→ **TASK DATA**:
========================
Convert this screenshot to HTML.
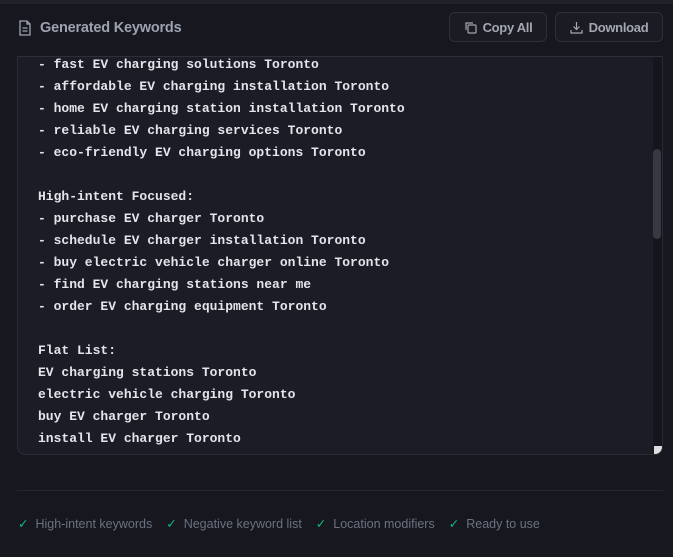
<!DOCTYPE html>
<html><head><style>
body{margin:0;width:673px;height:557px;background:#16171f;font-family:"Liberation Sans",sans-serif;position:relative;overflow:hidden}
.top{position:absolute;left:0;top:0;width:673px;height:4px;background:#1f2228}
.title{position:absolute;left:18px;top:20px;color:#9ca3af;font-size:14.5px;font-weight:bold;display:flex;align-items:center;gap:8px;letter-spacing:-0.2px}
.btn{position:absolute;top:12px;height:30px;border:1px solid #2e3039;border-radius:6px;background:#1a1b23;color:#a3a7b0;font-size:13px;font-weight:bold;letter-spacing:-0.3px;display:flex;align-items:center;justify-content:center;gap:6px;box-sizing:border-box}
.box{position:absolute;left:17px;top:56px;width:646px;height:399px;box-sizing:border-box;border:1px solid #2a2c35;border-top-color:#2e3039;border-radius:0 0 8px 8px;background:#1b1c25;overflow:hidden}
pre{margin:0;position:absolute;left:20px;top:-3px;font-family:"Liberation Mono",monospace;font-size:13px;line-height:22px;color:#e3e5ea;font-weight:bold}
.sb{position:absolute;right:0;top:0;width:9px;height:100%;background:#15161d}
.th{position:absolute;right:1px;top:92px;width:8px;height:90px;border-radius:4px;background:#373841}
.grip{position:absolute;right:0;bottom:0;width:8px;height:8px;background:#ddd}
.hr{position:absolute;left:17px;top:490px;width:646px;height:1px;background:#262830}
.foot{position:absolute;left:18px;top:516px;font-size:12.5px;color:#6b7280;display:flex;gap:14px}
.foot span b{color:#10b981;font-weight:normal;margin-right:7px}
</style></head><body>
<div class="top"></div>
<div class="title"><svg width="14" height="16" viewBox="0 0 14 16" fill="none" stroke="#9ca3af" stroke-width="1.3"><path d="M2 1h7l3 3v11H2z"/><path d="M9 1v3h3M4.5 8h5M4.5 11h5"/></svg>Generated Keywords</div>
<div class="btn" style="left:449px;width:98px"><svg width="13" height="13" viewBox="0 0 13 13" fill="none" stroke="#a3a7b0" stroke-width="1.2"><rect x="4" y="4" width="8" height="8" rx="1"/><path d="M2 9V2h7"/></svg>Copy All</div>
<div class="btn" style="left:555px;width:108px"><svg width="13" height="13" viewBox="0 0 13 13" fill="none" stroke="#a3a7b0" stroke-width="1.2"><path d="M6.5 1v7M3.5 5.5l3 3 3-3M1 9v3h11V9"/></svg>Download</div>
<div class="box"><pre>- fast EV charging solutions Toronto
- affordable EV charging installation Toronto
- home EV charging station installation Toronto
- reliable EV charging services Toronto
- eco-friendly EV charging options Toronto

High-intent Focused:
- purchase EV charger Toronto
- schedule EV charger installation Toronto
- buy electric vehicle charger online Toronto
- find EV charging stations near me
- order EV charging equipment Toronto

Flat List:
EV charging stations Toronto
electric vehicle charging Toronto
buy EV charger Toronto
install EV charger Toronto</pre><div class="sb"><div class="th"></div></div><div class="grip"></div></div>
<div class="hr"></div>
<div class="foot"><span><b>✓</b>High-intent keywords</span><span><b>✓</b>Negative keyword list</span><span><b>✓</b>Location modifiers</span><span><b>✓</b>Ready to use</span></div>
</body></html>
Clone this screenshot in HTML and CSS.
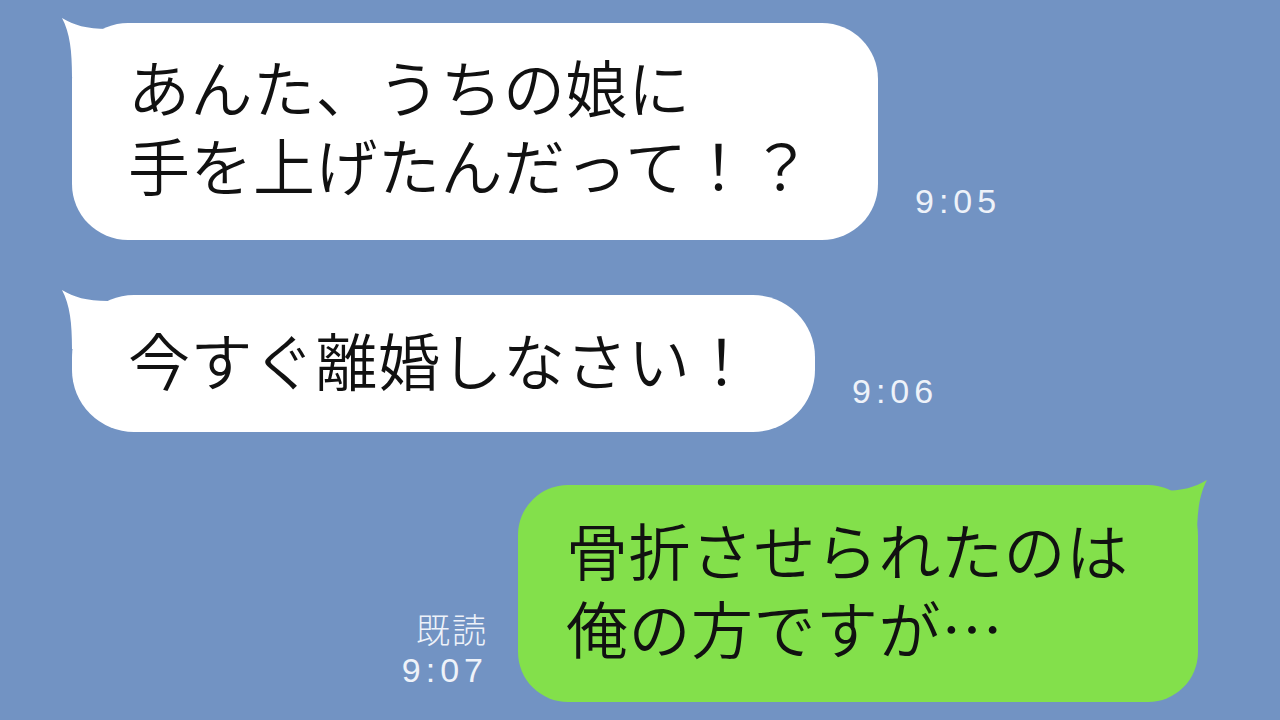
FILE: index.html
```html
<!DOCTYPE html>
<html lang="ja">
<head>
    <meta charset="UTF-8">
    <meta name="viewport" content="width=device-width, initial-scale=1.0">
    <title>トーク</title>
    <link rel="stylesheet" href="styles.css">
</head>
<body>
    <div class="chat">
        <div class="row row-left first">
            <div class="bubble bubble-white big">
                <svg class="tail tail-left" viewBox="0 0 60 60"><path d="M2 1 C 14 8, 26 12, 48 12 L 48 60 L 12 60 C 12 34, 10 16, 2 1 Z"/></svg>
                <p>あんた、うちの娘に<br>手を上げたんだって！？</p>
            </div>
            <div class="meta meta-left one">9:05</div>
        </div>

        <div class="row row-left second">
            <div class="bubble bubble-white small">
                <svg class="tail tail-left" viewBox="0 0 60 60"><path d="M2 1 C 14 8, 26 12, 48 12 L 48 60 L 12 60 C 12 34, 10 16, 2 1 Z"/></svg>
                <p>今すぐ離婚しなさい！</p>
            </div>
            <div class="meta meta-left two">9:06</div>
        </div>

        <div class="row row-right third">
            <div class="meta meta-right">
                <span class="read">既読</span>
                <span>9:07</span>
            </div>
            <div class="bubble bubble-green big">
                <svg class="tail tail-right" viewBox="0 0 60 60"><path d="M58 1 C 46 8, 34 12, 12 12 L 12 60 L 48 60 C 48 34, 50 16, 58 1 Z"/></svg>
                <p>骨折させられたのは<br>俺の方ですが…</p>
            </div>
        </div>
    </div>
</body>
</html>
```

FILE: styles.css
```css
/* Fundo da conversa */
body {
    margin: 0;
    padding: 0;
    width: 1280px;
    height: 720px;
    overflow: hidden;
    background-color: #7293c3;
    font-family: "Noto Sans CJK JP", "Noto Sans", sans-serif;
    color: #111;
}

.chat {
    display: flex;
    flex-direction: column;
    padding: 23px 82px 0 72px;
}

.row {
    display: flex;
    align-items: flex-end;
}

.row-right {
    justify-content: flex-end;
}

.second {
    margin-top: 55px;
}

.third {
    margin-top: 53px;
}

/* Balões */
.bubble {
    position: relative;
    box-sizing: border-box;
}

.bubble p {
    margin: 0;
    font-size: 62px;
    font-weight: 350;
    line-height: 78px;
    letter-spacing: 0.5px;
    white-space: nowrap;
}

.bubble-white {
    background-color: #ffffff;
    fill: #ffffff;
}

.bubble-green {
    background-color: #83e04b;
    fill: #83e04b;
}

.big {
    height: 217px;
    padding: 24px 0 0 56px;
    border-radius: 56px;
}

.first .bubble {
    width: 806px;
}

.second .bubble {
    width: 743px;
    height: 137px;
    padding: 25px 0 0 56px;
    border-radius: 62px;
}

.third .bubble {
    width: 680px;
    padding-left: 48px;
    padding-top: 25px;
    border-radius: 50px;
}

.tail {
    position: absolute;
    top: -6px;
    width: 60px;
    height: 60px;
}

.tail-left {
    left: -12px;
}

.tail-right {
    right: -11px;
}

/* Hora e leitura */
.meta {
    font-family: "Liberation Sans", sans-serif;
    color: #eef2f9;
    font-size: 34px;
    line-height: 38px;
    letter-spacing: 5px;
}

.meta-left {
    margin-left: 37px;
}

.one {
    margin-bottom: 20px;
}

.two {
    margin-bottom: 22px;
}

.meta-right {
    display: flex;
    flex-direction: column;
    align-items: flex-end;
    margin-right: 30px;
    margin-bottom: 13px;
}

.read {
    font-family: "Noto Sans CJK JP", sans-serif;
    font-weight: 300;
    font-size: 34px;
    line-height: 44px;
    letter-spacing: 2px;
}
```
========================
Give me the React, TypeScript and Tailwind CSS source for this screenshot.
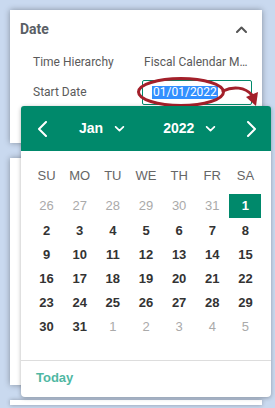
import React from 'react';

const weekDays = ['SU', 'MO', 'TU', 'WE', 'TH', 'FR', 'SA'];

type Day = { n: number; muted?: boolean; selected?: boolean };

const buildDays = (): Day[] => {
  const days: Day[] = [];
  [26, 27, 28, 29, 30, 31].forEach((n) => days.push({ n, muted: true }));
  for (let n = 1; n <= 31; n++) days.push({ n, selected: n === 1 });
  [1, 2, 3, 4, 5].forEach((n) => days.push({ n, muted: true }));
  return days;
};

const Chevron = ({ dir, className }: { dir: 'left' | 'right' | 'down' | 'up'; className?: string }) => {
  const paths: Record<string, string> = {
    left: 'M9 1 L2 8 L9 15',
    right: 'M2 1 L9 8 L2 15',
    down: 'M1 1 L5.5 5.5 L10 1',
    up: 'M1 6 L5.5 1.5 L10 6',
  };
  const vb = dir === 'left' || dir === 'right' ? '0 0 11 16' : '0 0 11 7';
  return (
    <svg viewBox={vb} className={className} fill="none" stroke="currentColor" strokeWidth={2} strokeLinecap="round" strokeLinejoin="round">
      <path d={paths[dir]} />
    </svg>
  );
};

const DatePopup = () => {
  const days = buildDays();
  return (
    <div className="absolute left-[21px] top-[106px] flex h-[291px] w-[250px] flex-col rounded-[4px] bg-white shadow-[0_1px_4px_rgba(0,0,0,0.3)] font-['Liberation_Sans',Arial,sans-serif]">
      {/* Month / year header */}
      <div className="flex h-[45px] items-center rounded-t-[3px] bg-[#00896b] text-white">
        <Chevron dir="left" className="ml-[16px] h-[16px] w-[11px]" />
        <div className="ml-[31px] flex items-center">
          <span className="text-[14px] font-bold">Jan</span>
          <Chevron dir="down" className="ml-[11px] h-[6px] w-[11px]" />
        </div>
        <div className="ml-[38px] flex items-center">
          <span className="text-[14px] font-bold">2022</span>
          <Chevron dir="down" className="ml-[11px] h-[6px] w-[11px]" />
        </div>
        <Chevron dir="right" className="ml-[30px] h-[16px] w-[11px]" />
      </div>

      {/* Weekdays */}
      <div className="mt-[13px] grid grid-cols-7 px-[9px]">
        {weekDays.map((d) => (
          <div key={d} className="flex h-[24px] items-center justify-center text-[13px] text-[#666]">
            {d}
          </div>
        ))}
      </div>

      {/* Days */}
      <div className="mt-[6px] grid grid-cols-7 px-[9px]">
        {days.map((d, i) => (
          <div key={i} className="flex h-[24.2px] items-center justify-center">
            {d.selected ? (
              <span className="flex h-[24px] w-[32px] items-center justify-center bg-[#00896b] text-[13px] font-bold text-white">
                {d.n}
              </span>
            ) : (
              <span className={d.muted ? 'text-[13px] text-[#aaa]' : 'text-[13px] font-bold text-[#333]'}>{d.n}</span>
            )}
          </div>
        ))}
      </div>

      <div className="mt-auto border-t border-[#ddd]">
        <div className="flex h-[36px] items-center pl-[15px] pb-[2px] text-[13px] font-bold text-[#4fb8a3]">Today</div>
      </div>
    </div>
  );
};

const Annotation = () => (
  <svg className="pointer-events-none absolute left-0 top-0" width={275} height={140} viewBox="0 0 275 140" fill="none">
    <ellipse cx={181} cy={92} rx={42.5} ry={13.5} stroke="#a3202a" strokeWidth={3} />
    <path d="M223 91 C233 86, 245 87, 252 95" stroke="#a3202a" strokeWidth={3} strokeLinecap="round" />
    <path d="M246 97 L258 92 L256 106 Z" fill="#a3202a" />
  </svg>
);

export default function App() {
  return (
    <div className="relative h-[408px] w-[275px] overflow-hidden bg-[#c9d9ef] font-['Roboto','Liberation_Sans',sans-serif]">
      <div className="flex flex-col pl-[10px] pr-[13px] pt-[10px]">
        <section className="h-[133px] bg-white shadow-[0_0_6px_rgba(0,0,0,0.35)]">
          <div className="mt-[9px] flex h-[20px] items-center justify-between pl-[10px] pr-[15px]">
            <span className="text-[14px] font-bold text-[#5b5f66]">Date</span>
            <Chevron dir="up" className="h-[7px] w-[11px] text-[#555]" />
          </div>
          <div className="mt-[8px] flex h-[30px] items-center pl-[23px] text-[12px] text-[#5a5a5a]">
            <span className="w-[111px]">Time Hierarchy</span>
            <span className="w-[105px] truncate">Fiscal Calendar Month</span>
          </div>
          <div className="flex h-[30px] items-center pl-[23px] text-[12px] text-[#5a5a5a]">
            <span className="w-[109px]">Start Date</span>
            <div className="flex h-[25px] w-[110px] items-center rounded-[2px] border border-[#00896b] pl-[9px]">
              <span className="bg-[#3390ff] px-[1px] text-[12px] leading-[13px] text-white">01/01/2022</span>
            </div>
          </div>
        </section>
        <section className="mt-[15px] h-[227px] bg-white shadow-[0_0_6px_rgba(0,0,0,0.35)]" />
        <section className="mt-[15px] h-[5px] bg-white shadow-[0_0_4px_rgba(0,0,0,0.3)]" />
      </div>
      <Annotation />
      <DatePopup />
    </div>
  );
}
========================
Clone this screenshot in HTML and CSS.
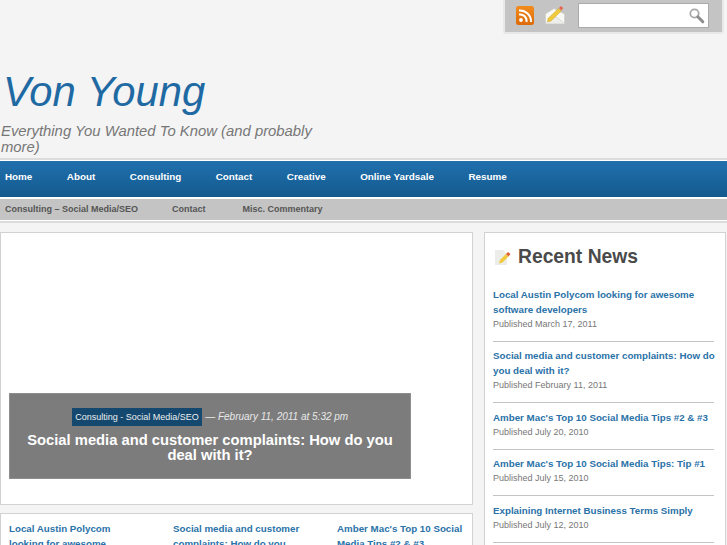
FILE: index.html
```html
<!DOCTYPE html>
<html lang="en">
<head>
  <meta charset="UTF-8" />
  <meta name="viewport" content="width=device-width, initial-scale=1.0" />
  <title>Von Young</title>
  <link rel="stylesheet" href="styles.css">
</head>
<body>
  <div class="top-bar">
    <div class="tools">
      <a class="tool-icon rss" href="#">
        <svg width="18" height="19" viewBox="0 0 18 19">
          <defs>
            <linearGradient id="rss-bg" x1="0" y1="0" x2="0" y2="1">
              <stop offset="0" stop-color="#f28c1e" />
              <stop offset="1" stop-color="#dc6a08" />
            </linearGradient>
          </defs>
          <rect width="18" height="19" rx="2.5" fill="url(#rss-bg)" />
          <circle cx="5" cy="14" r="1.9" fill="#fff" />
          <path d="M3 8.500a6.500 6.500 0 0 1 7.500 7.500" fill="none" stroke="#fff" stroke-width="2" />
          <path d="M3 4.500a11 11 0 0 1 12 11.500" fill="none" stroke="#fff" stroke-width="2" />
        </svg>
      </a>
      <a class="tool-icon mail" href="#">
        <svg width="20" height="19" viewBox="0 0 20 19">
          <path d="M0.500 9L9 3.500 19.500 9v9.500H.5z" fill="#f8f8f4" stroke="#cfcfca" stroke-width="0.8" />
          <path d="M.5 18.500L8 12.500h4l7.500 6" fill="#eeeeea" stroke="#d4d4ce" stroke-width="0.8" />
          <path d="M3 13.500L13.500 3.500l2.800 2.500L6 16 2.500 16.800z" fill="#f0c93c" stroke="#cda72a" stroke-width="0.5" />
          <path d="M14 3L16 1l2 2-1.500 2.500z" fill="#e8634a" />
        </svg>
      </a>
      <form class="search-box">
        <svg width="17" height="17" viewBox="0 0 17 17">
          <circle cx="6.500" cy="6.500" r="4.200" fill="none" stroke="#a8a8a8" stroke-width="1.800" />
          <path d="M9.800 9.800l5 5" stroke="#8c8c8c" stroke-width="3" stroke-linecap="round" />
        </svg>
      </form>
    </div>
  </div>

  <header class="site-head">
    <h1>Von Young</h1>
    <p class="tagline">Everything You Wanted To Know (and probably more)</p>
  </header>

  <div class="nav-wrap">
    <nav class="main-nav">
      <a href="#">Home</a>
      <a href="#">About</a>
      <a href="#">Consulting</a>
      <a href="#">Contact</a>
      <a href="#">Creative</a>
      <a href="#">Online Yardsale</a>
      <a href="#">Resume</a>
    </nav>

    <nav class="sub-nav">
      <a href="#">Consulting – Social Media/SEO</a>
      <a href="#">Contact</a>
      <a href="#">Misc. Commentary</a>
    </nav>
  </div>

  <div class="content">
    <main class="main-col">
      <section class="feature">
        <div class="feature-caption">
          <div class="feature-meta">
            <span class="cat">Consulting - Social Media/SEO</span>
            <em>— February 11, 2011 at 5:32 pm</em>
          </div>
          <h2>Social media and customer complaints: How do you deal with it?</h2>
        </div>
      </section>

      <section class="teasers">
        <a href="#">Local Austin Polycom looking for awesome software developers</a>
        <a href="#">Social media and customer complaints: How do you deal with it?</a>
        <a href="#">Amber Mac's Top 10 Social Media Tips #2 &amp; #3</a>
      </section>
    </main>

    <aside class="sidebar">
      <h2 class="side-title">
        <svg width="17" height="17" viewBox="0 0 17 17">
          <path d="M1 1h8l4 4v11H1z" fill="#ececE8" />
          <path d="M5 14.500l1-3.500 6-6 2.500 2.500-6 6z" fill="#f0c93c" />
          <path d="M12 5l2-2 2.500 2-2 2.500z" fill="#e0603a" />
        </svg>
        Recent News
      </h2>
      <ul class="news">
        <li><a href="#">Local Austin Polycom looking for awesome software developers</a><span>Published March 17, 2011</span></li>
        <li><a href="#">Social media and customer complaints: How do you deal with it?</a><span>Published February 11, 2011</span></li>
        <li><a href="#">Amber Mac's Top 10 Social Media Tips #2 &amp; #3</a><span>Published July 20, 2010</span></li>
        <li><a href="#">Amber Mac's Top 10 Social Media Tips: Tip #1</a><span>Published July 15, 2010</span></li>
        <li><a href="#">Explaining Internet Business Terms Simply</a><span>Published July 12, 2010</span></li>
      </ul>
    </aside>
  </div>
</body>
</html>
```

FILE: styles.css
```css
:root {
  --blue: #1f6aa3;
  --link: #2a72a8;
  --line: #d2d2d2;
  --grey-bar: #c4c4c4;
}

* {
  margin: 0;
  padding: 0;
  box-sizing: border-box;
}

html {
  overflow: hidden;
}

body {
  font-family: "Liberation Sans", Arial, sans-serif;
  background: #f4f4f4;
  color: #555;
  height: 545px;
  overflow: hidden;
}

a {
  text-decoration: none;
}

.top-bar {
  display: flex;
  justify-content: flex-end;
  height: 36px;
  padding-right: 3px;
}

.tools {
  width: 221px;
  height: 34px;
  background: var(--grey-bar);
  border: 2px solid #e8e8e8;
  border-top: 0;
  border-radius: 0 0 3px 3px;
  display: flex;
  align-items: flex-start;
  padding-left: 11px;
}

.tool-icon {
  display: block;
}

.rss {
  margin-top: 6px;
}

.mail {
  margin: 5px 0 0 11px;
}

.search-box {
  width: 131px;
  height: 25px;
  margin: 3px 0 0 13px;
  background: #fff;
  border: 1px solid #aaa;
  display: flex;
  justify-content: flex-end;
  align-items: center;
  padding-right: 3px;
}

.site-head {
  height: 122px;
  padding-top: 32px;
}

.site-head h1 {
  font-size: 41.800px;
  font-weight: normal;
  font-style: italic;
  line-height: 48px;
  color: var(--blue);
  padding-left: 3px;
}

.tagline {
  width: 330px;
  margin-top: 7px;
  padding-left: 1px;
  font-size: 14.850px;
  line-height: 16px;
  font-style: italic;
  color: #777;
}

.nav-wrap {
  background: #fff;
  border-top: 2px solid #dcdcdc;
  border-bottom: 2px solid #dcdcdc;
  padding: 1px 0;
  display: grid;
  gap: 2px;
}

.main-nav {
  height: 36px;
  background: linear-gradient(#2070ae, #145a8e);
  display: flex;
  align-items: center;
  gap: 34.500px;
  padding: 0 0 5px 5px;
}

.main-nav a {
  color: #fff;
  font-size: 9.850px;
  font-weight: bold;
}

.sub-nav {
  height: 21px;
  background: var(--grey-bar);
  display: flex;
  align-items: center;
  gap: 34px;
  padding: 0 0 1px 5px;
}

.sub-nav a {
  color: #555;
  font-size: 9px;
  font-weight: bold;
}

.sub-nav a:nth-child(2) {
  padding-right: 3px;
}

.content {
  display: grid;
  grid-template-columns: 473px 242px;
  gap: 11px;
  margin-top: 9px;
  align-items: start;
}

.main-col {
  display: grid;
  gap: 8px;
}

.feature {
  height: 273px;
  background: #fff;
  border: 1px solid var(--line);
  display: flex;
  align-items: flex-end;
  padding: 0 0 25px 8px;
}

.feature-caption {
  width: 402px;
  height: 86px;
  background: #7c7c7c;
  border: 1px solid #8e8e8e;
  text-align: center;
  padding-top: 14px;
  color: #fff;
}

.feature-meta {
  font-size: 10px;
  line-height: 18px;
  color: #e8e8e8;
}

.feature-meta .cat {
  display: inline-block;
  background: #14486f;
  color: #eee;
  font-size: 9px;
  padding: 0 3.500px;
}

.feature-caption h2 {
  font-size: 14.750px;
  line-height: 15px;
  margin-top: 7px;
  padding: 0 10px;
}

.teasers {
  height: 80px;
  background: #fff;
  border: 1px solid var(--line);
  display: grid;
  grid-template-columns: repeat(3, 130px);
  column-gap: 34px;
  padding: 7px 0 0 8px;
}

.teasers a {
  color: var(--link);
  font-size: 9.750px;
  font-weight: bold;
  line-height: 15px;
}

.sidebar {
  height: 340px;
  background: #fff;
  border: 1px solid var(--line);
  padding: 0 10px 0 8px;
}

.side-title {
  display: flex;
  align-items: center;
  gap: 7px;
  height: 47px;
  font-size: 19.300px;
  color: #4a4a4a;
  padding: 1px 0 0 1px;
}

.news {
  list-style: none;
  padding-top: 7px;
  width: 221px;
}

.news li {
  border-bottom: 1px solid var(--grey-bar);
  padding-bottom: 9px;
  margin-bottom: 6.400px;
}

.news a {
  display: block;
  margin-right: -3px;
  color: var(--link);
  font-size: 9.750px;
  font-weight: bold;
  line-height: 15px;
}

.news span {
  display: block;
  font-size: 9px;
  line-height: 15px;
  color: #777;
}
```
========================
Leave the pictures out and print, exactly as written, every line from the one holding "Give me the" down to the one holding "number; muted?: boolean;", both of those included.

→ **THE COMPLETED TASK**:
Give me the React, TypeScript and Tailwind CSS source for this screenshot.
import React from 'react';

const weekDays = ['SU', 'MO', 'TU', 'WE', 'TH', 'FR', 'SA'];

type Day = { n: number; muted?: boolean; selected?: boolean };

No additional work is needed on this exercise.